> [The task] Locate every line in the records below that holds the word "TypeScript" and return each one.

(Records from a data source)
- - -

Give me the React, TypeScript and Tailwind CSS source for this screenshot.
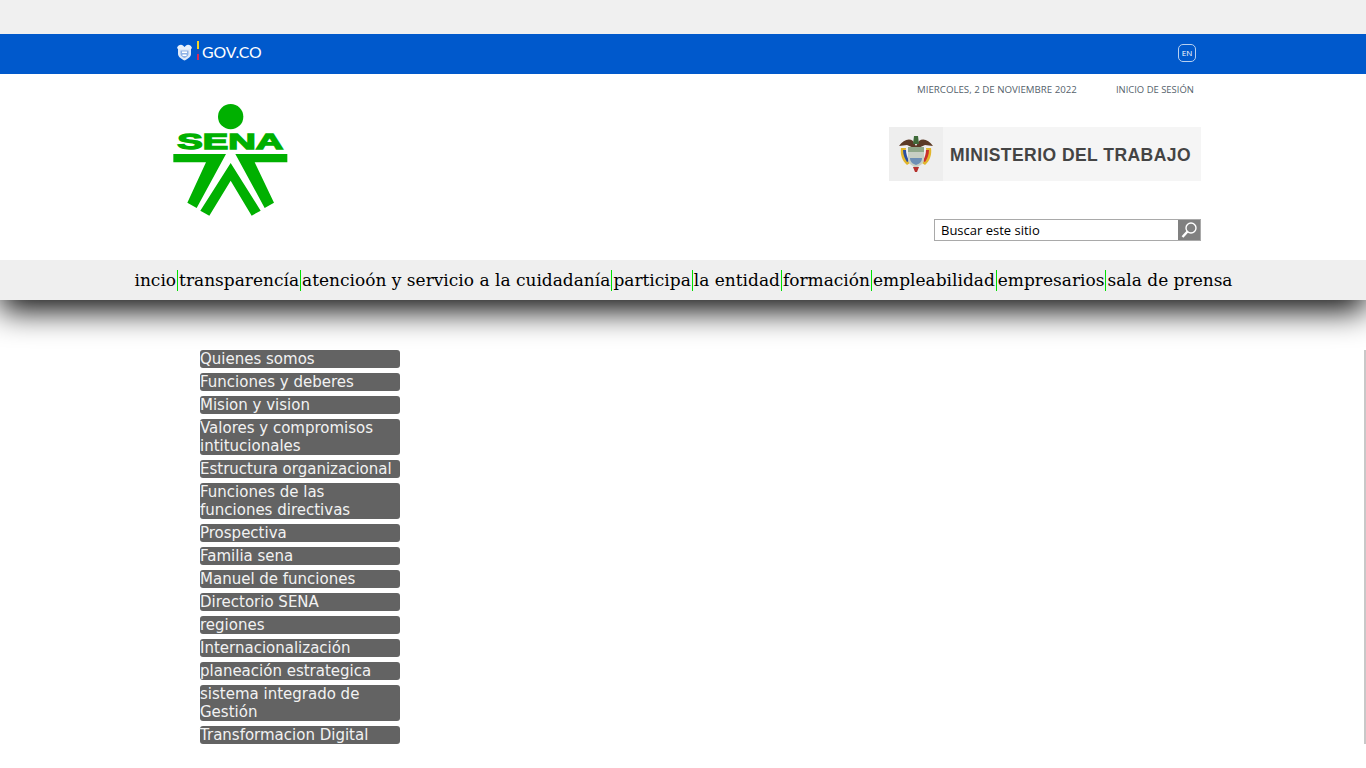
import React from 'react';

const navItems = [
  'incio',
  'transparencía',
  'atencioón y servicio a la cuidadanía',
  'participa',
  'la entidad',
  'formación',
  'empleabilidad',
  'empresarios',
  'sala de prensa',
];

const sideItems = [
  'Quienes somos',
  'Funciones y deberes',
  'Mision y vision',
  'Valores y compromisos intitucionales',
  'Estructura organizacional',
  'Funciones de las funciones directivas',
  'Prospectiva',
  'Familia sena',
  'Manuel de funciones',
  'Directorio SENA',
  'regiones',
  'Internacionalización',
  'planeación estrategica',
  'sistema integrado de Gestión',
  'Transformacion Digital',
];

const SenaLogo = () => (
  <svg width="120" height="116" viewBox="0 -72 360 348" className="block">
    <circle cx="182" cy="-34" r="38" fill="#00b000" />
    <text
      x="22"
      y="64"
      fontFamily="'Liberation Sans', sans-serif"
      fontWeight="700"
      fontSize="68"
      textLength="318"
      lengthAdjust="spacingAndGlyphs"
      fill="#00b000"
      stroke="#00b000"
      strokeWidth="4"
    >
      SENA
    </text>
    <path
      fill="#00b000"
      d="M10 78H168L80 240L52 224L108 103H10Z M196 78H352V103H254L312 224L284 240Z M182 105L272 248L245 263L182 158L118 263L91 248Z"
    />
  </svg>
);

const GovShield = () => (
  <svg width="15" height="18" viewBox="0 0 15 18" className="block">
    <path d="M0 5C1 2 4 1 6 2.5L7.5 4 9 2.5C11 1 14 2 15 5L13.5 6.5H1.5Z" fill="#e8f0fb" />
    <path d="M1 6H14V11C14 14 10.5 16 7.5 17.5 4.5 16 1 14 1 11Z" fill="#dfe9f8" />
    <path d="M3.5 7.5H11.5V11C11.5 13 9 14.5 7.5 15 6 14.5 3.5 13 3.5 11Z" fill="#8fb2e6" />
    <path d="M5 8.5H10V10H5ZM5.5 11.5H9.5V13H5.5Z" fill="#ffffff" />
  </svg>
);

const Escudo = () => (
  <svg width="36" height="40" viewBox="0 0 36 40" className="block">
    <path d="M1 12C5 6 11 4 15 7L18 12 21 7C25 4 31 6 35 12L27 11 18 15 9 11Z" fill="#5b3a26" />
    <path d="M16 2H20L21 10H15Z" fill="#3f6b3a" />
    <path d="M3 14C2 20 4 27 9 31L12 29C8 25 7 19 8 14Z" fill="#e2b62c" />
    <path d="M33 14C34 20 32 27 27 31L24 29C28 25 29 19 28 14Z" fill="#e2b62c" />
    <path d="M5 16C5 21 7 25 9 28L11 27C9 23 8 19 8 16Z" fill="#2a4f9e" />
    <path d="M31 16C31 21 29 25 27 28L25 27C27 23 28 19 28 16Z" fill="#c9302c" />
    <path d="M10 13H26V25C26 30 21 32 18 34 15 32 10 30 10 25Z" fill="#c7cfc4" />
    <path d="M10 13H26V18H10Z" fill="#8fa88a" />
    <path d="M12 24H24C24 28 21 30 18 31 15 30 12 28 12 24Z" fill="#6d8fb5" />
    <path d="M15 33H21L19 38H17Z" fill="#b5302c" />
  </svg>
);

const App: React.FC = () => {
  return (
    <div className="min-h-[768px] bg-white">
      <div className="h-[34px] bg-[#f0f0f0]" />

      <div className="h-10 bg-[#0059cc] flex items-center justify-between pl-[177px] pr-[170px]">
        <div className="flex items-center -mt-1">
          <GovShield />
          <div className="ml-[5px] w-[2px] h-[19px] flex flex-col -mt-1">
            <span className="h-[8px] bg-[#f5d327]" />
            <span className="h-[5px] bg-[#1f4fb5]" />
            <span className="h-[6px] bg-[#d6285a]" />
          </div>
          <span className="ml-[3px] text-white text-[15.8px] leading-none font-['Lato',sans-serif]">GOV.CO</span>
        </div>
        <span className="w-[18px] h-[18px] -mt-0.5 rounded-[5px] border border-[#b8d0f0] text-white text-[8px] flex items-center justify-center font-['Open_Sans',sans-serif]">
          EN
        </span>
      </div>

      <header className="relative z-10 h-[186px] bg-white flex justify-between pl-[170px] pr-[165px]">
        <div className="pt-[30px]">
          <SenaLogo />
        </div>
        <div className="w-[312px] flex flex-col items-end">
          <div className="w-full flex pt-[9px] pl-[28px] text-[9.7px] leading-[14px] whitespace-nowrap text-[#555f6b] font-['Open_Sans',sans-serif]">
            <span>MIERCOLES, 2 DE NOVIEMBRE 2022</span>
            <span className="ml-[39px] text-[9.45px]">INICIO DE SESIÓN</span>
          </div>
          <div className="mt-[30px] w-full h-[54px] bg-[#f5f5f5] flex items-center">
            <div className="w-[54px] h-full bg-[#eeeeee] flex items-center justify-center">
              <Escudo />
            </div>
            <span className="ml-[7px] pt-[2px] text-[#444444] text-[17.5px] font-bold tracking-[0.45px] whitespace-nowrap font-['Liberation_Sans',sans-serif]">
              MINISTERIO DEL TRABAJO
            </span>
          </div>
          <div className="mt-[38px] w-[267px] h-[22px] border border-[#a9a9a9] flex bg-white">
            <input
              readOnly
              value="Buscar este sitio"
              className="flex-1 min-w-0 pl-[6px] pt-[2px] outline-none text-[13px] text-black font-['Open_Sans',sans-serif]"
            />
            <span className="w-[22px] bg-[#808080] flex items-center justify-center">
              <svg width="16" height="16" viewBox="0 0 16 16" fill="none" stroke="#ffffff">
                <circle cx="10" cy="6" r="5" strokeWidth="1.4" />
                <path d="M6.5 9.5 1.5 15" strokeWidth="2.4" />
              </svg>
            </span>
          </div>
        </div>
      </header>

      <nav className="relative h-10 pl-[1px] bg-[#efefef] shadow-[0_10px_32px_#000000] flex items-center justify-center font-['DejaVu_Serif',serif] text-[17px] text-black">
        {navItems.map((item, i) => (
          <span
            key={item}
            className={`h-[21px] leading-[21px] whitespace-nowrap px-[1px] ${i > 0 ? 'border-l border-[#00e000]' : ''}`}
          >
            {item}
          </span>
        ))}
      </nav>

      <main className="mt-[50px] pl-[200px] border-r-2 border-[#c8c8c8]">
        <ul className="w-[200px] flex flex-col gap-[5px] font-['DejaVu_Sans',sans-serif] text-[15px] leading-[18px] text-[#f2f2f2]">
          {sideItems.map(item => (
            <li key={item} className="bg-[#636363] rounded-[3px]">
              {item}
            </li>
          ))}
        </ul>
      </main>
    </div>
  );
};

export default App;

- - -

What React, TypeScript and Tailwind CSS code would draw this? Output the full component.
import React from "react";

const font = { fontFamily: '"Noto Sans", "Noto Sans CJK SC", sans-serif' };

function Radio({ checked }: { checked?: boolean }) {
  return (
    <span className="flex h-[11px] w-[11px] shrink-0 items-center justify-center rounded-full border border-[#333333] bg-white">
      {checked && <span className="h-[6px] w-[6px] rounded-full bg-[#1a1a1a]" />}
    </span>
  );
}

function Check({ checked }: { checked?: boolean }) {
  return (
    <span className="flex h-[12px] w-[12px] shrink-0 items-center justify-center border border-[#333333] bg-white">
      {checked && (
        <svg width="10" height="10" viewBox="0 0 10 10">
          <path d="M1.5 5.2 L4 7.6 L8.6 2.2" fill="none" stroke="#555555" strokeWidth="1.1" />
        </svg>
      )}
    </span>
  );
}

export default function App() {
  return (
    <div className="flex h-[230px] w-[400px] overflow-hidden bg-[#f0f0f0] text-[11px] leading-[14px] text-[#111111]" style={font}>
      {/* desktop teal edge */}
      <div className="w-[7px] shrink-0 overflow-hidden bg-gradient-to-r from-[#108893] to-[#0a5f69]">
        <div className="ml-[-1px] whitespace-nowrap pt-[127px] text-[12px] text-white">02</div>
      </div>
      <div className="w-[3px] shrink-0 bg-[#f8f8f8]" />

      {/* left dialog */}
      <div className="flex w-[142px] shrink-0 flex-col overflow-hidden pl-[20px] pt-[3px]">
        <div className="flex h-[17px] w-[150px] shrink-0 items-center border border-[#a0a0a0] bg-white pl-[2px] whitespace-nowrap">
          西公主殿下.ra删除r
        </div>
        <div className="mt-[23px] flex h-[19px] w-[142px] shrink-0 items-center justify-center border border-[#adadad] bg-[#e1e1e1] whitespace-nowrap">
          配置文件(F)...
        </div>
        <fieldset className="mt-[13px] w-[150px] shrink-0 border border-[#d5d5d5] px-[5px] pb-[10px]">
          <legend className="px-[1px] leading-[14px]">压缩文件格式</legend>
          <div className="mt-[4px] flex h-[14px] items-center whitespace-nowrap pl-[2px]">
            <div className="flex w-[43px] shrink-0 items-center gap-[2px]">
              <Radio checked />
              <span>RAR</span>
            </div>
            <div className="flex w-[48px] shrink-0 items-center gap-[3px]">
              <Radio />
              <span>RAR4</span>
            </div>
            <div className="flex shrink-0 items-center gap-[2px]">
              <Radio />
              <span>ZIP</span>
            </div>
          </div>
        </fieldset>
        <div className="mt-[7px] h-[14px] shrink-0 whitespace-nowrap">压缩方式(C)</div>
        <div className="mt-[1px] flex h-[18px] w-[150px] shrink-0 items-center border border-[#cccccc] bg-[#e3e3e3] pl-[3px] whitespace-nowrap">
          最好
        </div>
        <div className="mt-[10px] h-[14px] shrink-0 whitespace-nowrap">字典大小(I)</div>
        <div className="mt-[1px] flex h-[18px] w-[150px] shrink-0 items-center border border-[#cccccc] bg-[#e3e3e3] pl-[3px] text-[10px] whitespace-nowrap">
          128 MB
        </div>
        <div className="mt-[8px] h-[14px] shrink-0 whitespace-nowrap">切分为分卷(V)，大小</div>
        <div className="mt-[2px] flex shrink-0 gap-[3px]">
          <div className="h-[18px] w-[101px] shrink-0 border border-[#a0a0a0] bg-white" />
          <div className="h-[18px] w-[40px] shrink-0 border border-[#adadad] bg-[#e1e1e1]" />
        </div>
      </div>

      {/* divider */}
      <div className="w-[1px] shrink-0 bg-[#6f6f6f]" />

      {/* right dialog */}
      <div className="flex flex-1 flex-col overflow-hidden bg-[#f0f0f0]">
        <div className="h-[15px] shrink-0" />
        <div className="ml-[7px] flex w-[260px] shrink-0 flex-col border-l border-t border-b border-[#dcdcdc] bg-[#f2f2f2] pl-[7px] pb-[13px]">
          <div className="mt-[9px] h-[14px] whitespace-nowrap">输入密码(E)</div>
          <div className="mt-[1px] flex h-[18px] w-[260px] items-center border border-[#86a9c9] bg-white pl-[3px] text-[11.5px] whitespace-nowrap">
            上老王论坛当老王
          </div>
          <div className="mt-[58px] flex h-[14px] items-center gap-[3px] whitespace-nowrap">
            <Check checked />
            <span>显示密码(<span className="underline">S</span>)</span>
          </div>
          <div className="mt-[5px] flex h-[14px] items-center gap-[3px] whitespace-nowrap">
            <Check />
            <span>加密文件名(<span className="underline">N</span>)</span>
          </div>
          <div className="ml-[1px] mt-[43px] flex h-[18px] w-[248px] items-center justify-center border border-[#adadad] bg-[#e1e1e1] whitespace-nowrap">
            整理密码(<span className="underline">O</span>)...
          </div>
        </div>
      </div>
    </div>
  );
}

- - -

> [Solution]
Give me the React, TypeScript and Tailwind CSS source for this screenshot.
What React, TypeScript and Tailwind CSS code would draw this? Output the full component.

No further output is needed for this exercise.